The PJM article that went up late last night shows three specific examples cited by the hallowed NBER where econ indicators were recovering or steadying in late spring, and then headed south. Why? POR and Democrats.
Your prescriptions are, as usual, the correct ones.
Comment by TBlumer — February 12, 2009 @ 7:22 am
TB,
I have followed your bullet-proof analysis all this time, and I agree completely. My thesis is more from the firm behavior standpoint, whereby profit will be maximized in the short-term in preparation for the expected economic insult in the longer-term. I think your “P-O-R Economy” numbers bear this out. When P-O-R’s knife struck, firms were prepared; hence the rapid economic plummet once Obama became the odds-on-favorite to win in Nov.
I still believe that this was one of the few attempts to manipulate political business cycles that actually worked; but it took some inciting event — i.e. the recently divulged money market run, which I believe to have been economic terrorism (where have you heard that term before?) — followed by the panic and capitulation of Paulson-Geitner-Bush. This was seized upon politically by the Dems and riden to victory. Ironically, it could have been the white knight for McCain. If played correctly, it could have propelled him to a double-digit win; but in true “moderate maverick” form he bungled it, and instead flamed out.
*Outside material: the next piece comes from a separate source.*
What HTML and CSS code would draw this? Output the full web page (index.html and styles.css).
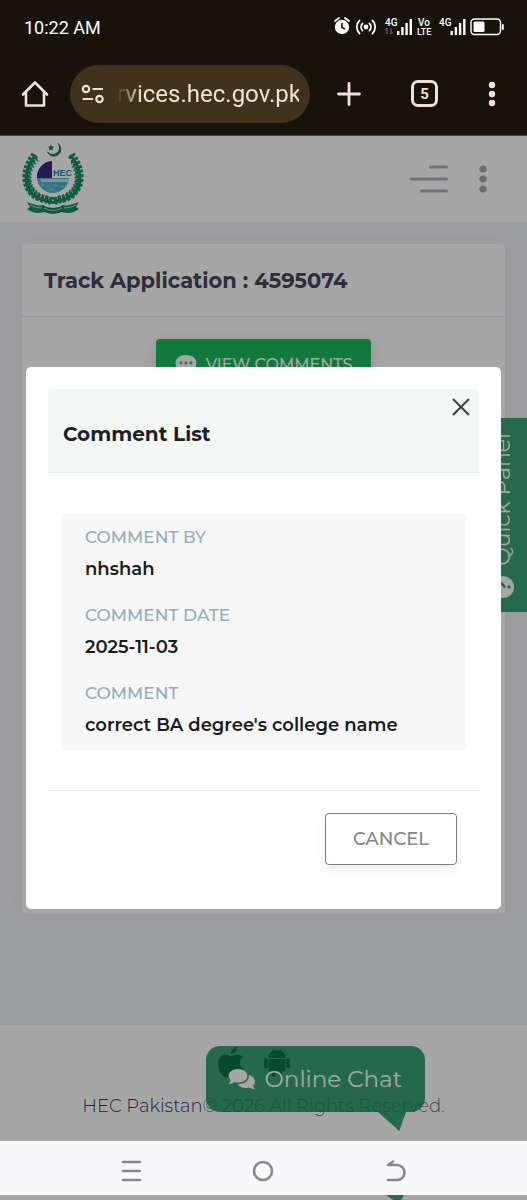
FILE: index.html
```html
<!DOCTYPE html>
<html lang="en">
<head>
  <meta charset="UTF-8">
  <meta name="viewport" content="width=device-width, initial-scale=1.0">
  <title>Track Application</title>
  <link rel="stylesheet" href="styles.css">
</head>
<body>
  <!-- Phone status bar and browser toolbar -->
  <div class="browser-top">
    <div class="status-bar">
      <span>10:22 AM</span>
      <svg class="status-icons" width="172" height="24" viewBox="0 0 172 24" fill="#fff">
        <circle cx="9" cy="12" r="7.2"/>
        <path d="M2 6l4-3M16 6l-4-3" stroke="#fff" stroke-width="1.8" stroke-linecap="round"/>
        <path d="M9 8v4.500l3 1.500" fill="none" stroke="#17130b" stroke-width="1.600"/>
        <circle cx="33" cy="12" r="2.400"/>
        <path d="M29.500 8.500a5 5 0 0 0 0 7M36.500 8.500a5 5 0 0 1 0 7M26.500 5.500a9.200 9.200 0 0 0 0 13M39.500 5.500a9.200 9.200 0 0 1 0 13" fill="none" stroke="#fff" stroke-width="1.800" stroke-linecap="round"/>
        <text x="52" y="11" font-size="10" font-weight="500">4G</text>
        <path d="M54 13v6M52.500 14.500l1.500-1.500M58 13v6M58 19l1.500-1.500" stroke="#77736b" fill="none"/>
        <path d="M64 16h2.400v4h-2.400zM68.200 12h2.400v8h-2.400zM72.400 8h2.400v12h-2.400zM76.600 4h2.400v16h-2.400z"/>
        <text x="85" y="11" font-size="10" font-weight="500">Vo</text>
        <text x="84" y="20" font-size="9" font-weight="500">LTE</text>
        <text x="106" y="11" font-size="10" font-weight="500">4G</text>
        <path d="M117.500 16h2.400v4h-2.400zM121.700 12h2.400v8h-2.400zM125.900 8h2.400v12h-2.400zM130.100 4h2.400v16h-2.400z"/>
        <rect x="138" y="4" width="29.500" height="15.500" rx="3.500" fill="none" stroke="#fff" stroke-width="1.400"/>
        <rect x="140.500" y="6.500" width="11" height="10.500" rx="1.500"/>
        <rect x="168.800" y="9" width="2" height="6" rx="1"/>
      </svg>
    </div>
    <div class="toolbar">
      <button class="tool" aria-label="Home">
        <svg width="28" height="28" viewBox="0 0 28 28" fill="none" stroke="#f2e2d6" stroke-width="2.600" stroke-linejoin="round" stroke-linecap="round"><path d="M5 12.500V25.500h18V12.500M2 14.500L14 2.500l12 12"/></svg>
      </button>
      <div class="address">
        <svg width="24" height="20" viewBox="0 0 24 20" fill="none" stroke="#f2e2d6" stroke-width="2.200"><circle cx="5" cy="5" r="3.200"/><path d="M11.500 5H22M1.500 15H12"/><circle cx="18.500" cy="15" r="3.200"/></svg>
        <input class="url" type="text" aria-label="Address" value="rvices.hec.gov.pk">
      </div>
      <div class="toolbar-actions">
        <button class="tool" aria-label="New tab">
          <svg width="24" height="24" viewBox="0 0 24 24" stroke="#f2e2d6" stroke-width="2.800" stroke-linecap="round"><path d="M12 1.500v21M1.500 12h21"/></svg>
        </button>
        <button class="tool tabs" aria-label="Tabs">5</button>
        <button class="tool" aria-label="Browser menu">
          <svg width="8" height="26" viewBox="0 0 8 26" fill="#f2e2d6"><circle cx="4" cy="4" r="3.200"/><circle cx="4" cy="13" r="3.200"/><circle cx="4" cy="22" r="3.200"/></svg>
        </button>
      </div>
    </div>
  </div>

  <div class="page">
    <header class="site-header">
      <a class="logo" href="#" aria-label="HEC">
        <svg width="64" height="74" viewBox="0 0 64 74">
          <path d="M36 1.500a7 7 0 1 1-10.500 8.500a6.500 6.500 0 1 0 10.500-8.500z" fill="#12865a" stroke="#12865a"/>
          <path d="M29 2.500l1 2 2.200.2-1.600 1.600.5 2.200-2.100-1.100-2 1.100.5-2.200-1.600-1.600 2.200-.2z" fill="#12865a"/>
          <g fill="none" stroke="#159164">
            <path d="M14 13C2 25-1 48 16 56c6 3 10 2 15 5M48 13c12 12 15 35-2 43-6 3-10 2-15 5" stroke-width="3"/>
            <path d="M13 13C1 27 1 47 16 55c6 3 10 2 15 5M49 13c12 14 12 34-3 42-6 3-10 2-15 5" stroke-width="8" stroke-dasharray="2.800 1.500"/>
            <path d="M15 17C4 29 4 45 17 53c5 3 9 3 13 6M47 17c11 12 11 28-2 36-5 3-9 3-13 6" stroke-width="5" stroke-dasharray="1.500 2.500"/>
          </g>
          <circle cx="31" cy="35" r="16" fill="#53b3d1"/>
          <path d="M15 36A16 16 0 0 1 30 19V36z" fill="#3a2b83"/>
          <path d="M30 17h19v19H30z" fill="#fff"/>
          <path d="M18 37h29v3H20z" fill="#c2e3ed"/>
          <path d="M20 41v4M24 44l3 1M32 43l4 1M39 45l3-1M27 48l4-1" stroke="#9cd3e4"/>
          <text x="31" y="34" class="logo-text" fill="#1683ae">HEC</text>
          <path d="M5 60c8 3 12 4 17 3v7c-6 2-12 1-17-3l3-2zM57 60c-8 3-12 4-17 3v7c6 2 12 1 17-3l-3-2z" fill="#159164"/>
          <path d="M20 63q11 6 22 0v6q-11 6-22 0z" fill="#12865a"/>
          <path d="M22 66q9 5 18 0M8 63q6 3 12 3M54 63q-6 3-12 3" fill="none" stroke="#a9dbc8" stroke-width="1"/>
        </svg>
      </a>
      <div class="header-actions">
        <button class="tool" aria-label="Menu">
          <svg width="38" height="28" viewBox="0 0 38 28" stroke="#b0afba" stroke-width="3" stroke-linecap="round"><path d="M20.500 2H36.500M1.500 14h35M11.500 26h25"/></svg>
        </button>
        <button class="tool" aria-label="More">
          <svg width="8" height="28" viewBox="0 0 8 28" fill="#a9a9b0"><circle cx="4" cy="4" r="3.600"/><circle cx="4" cy="14" r="3.600"/><circle cx="4" cy="24" r="3.600"/></svg>
        </button>
      </div>
    </header>

    <main class="content">
      <section class="card">
        <h1 class="card-title">Track Application : 4595074</h1>
        <div class="card-body">
          <button class="btn-comments">
            <svg width="22" height="20" viewBox="0 0 22 20"><path d="M11 1C5 1 .5 4.500.5 9c0 2.500 1 4 2.500 5.500L1 19l6-2c8 2 14.500-2 14.500-8C21.500 4.500 17 1 11 1z" fill="#fff"/><g fill="#1cba5e"><circle cx="6" cy="9" r="1.400"/><circle cx="11" cy="9" r="1.400"/><circle cx="16" cy="9" r="1.400"/></g></svg>
            VIEW COMMENTS
          </button>
        </div>
      </section>
    </main>

    <footer class="site-footer">
      <div class="apps">
        <a href="#" aria-label="iOS app">
          <svg width="26" height="32" viewBox="0 0 26 32" fill="#111"><path d="M13 9c2 0 4-2 7-1.500 2 .2 4 1.500 5 3-5 3-4 9.500 1 11.500-1.500 4-4 8-6.500 8.500-2 .2-3-1.200-5.500-1.200s-3.500 1.200-5.500 1.200C4 30.500 0 23 0 17.500 0 11 4 7.500 8 7.500c2 0 3.500 1.500 5 1.500zM13 7c0-3.500 2.500-6.500 6-7 .3 4-2.500 7-6 7z"/></svg>
        </a>
        <a href="#" aria-label="Android app">
          <svg width="26" height="32" viewBox="0 0 26 32" fill="#111"><path d="M4.500 11C4.500 6 7 4.500 9 4L8 2.300l.8-.5L10 3.600q3-.8 6 0l1.200-1.800.8.5L17 4c2 .5 4.500 2 4.500 7zM4.500 12h17v11q0 1.500-1.500 1.500h-2V28q0 1.800-1.800 1.800T14.500 28v-3.500h-3V28q0 1.800-1.800 1.800T8 28v-3.500H6q-1.500 0-1.500-1.500z"/><rect y="11" width="3.800" height="10.500" rx="1.700"/><rect x="22.200" y="11" width="3.800" height="10.500" rx="1.700"/></svg>
        </a>
      </div>
      <p class="copyright"><a href="#">HEC Pakistan</a>© 2026 All Rights Reserved.</p>
    </footer>

    <button class="quick-panel">
      <svg width="22" height="22" viewBox="0 0 22 22"><circle cx="11" cy="11" r="11" fill="#fff"/><g transform="rotate(-90 11 11)"><path d="M7.500 8.500a3.500 3.500 0 1 1 5 3q-1.500.7-1.500 2" fill="none" stroke="#3aa476" stroke-width="2.600"/><circle cx="11" cy="17" r="1.700" fill="#3aa476"/></g></svg>
      <span>Quick Panel</span>
    </button>

    <button class="chat">
      <svg width="28" height="22" viewBox="0 0 28 22" fill="#fff"><path d="M10 1c5.500 0 9.500 3 9.500 6.800s-4 6.800-9.500 6.800q-2 0-3.500-.5Q4 16 .5 16 2.500 14 2.800 12.200.5 10.500.5 7.800C.5 4 4.500 1 10 1z"/><path d="M21 7c3.500 1 6 3.300 6 6.200q0 2.800-2 4.500.5 2 2.500 3.500-3.500.3-6-1.600c-5 1.200-10-.3-11.800-3.400C16.500 16.200 21.500 12.500 21 7z"/></svg>
      Online Chat
    </button>

    <!-- Comment list dialog -->
    <div class="overlay">
      <div class="modal" role="dialog" aria-labelledby="modalTitle">
        <div class="modal-header">
          <h2 id="modalTitle">Comment List</h2>
          <button class="close" aria-label="Close">
            <svg width="18" height="18" viewBox="0 0 18 18" stroke="#444" stroke-width="2.200"><path d="M1 1l16 16M17 1L1 17"/></svg>
          </button>
        </div>
        <dl class="comment">
          <div>
            <dt>COMMENT BY</dt>
            <dd>nhshah</dd>
          </div>
          <div>
            <dt>COMMENT DATE</dt>
            <dd>2025-11-03</dd>
          </div>
          <div>
            <dt>COMMENT</dt>
            <dd>correct BA degree's college name</dd>
          </div>
        </dl>
        <div class="modal-footer">
          <button class="btn-cancel">CANCEL</button>
        </div>
      </div>
    </div>
  </div>

  <!-- System navigation -->
  <nav class="system-nav">
    <button class="tool" aria-label="Recents">
      <svg width="22" height="22" viewBox="0 0 22 22" stroke="#88888b" stroke-width="2.600" stroke-linecap="round"><path d="M3 2h17M3 11h17M3 20h17"/></svg>
    </button>
    <button class="tool" aria-label="Home screen">
      <svg width="22" height="22" viewBox="0 0 22 22" fill="none" stroke="#88888b" stroke-width="2.600"><circle cx="11" cy="11" r="9"/></svg>
    </button>
    <button class="tool" aria-label="Back">
      <svg width="22" height="22" viewBox="0 0 22 22" fill="none" stroke="#88888b" stroke-width="2.600" stroke-linecap="round" stroke-linejoin="round"><path d="M8 1.500L3 5H12a7.500 7.500 0 0 1 0 15H3"/></svg>
    </button>
  </nav>
  <div class="page-edge"></div>
</body>
</html>
```
FILE: styles.css
```css
* {
  box-sizing: border-box;
}
body {
  margin: 0;
  min-height: 100vh;
  display: flex;
  flex-direction: column;
  font-family: Montserrat, Inter, sans-serif;
  font-size: 18px;
  background: #a6a6a6;
}
h1, h2, p, dl, dd {
  margin: 0;
}
button {
  font-family: inherit;
  border: none;
  cursor: pointer;
}
svg {
  display: block;
  flex-shrink: 0;
}
a {
  text-decoration: none;
}
.tool {
  background: none;
  padding: 0;
}

/* Browser */
.browser-top {
  background: #17130b;
  border-bottom: 1px solid #4c4637;
  font-family: Roboto, sans-serif;
  color: #fff;
}
.status-bar {
  display: flex;
  align-items: center;
  justify-content: space-between;
  height: 54px;
  padding: 0 22px 0 24px;
}
.toolbar {
  display: flex;
  align-items: center;
  height: 81px;
  padding: 0 31px 2px 21px;
}
.address {
  flex: 1;
  min-width: 0;
  display: flex;
  align-items: center;
  gap: 12px;
  height: 58px;
  margin: 0 27px 0 21px;
  padding: 0 11px;
  border-radius: 29px;
  background: #41321b;
}
.url {
  flex: 1;
  min-width: 0;
  padding: 0;
  border: none;
  outline: none;
  background: none;
  color: #f2e2d6;
  font-family: Roboto, sans-serif;
  font-size: 24px;
  text-align: right;
  mask-image: linear-gradient(to right, transparent, #000 24px);
}
.toolbar-actions {
  display: flex;
  align-items: center;
  gap: 50px;
}
.tabs {
  width: 27px;
  height: 27px;
  border: 3px solid #f2e2d6;
  border-radius: 7px;
  color: #f2e2d6;
  font-size: 15px;
  font-weight: 700;
}

/* Page */
.page {
  position: relative;
  flex: 1;
  display: flex;
  flex-direction: column;
  background: #f2f3f8;
}
.site-header {
  display: flex;
  align-items: center;
  justify-content: space-between;
  height: 86px;
  padding: 0 40px 0 22px;
  background: #fff;
}
.logo-text {
  font-family: "Liberation Sans", sans-serif;
  font-size: 9px;
  font-weight: 700;
}
.header-actions {
  display: flex;
  gap: 31px;
}
.content {
  flex: 1;
  display: flex;
  padding: 22px 22px 111px;
}
.card {
  flex: 1;
  border-radius: 4px;
  background: #fff;
  box-shadow: 0 0 16px rgba(82, 63, 105, 0.08);
}
.card-title {
  padding: 21px 22px 19px;
  border-bottom: 1px solid #e2e3ea;
  color: #48465b;
  font-size: 21px;
  font-weight: 700;
  line-height: 32px;
}
.card-body {
  display: flex;
  justify-content: center;
  padding: 22px;
}
.btn-comments {
  display: flex;
  align-items: center;
  gap: 9px;
  height: 50px;
  padding: 0 19px;
  border-radius: 4px;
  background: #1cba5e;
  box-shadow: 0 4px 16px rgba(0, 0, 0, 0.15);
  color: #fff;
  font-size: 16px;
  font-weight: 500;
}
.site-footer {
  display: flex;
  flex-direction: column;
  align-items: center;
  height: 116px;
  padding-top: 22px;
  background: #fff;
}
.apps {
  display: flex;
}
.apps a {
  margin-right: 20px;
}
.copyright {
  margin-top: 14px;
  color: #646780;
  font-size: 18px;
  font-weight: 300;
  line-height: 26px;
}
.copyright a {
  color: #353460;
}
.quick-panel {
  position: absolute;
  top: 282px;
  right: 0;
  display: flex;
  flex-direction: column-reverse;
  align-items: center;
  gap: 10px;
  height: 194px;
  padding: 14px 11px;
  border-radius: 4px 0 0 4px;
  background: #3aa476;
  color: #fff;
  font-size: 22px;
}
.quick-panel span {
  writing-mode: vertical-rl;
  transform: rotate(180deg);
}
.chat {
  position: absolute;
  right: 102px;
  bottom: 29px;
  display: flex;
  align-items: center;
  gap: 9px;
  height: 66px;
  padding: 0 23px 0 22px;
  border-radius: 14px;
  background: rgba(9, 139, 84, 0.8);
  color: #fff;
  font-size: 23px;
}
.chat::after {
  content: "";
  position: absolute;
  top: 100%;
  right: 19px;
  width: 28px;
  height: 19px;
  background: rgba(9, 139, 84, 0.8);
  clip-path: polygon(0 0, 100% 0, 76% 100%);
}

/* Modal */
.overlay {
  position: absolute;
  inset: 0;
  display: flex;
  align-items: center;
  padding: 0 26px 2px;
  background: rgba(0, 0, 0, 0.35);
}
.modal {
  flex: 1;
  padding: 22px;
  border-radius: 5px;
  background: #fff;
}
.modal-header {
  position: relative;
  padding: 29px 15px 22px;
  border-bottom: 1px solid #e6eceb;
  border-radius: 4px 4px 0 0;
  background: #f3f8f7;
}
.modal-header h2 {
  color: #1c1f24;
  font-size: 20px;
  font-weight: 700;
  line-height: 32px;
}
.close {
  position: absolute;
  top: 9px;
  right: 9px;
  padding: 0;
  background: none;
}
.comment {
  display: flex;
  flex-direction: column;
  gap: 14px;
  margin: 40px 13px 39px;
  padding: 8px 24px 10px;
  border-radius: 4px;
  background: #f7f7f7;
  line-height: 32px;
}
.comment dt {
  color: #94adb6;
  font-size: 17px;
  font-weight: 500;
}
.comment dd {
  color: #1a1c20;
  font-size: 18px;
  font-weight: 600;
}
.modal-footer {
  display: flex;
  justify-content: flex-end;
  padding: 22px;
  border-top: 1px solid #ebedf2;
}
.btn-cancel {
  height: 52px;
  padding: 0 27px;
  border: 1px solid #7c7c7c;
  border-radius: 4px;
  background: #fff;
  box-shadow: 0 4px 10px rgba(0, 0, 0, 0.08);
  color: #868686;
  font-size: 18px;
  font-weight: 500;
}

/* System navigation */
.system-nav {
  display: flex;
  align-items: center;
  justify-content: space-around;
  height: 54px;
  padding: 6px 65px 0;
  background: #f9f9fc;
}
.page-edge {
  height: 5px;
  background: #a6a6a6;
}
.page-edge::after {
  content: "";
  display: block;
  width: 18px;
  height: 5px;
  margin-left: auto;
  margin-right: 123px;
  background: #26694d;
  clip-path: polygon(0 0, 100% 0, 85% 100%, 40% 100%);
}
```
Elections have consequences, and I will continue to be an “I told you so” to remind all the Obamatons that they got what they were warned about but still voted for as he rides this country into the abyss. All because people wanted an unqualified half-black guy that could read a teleprompter — ie. the patron saint of affirmative action — as president so as to assuage their guilt.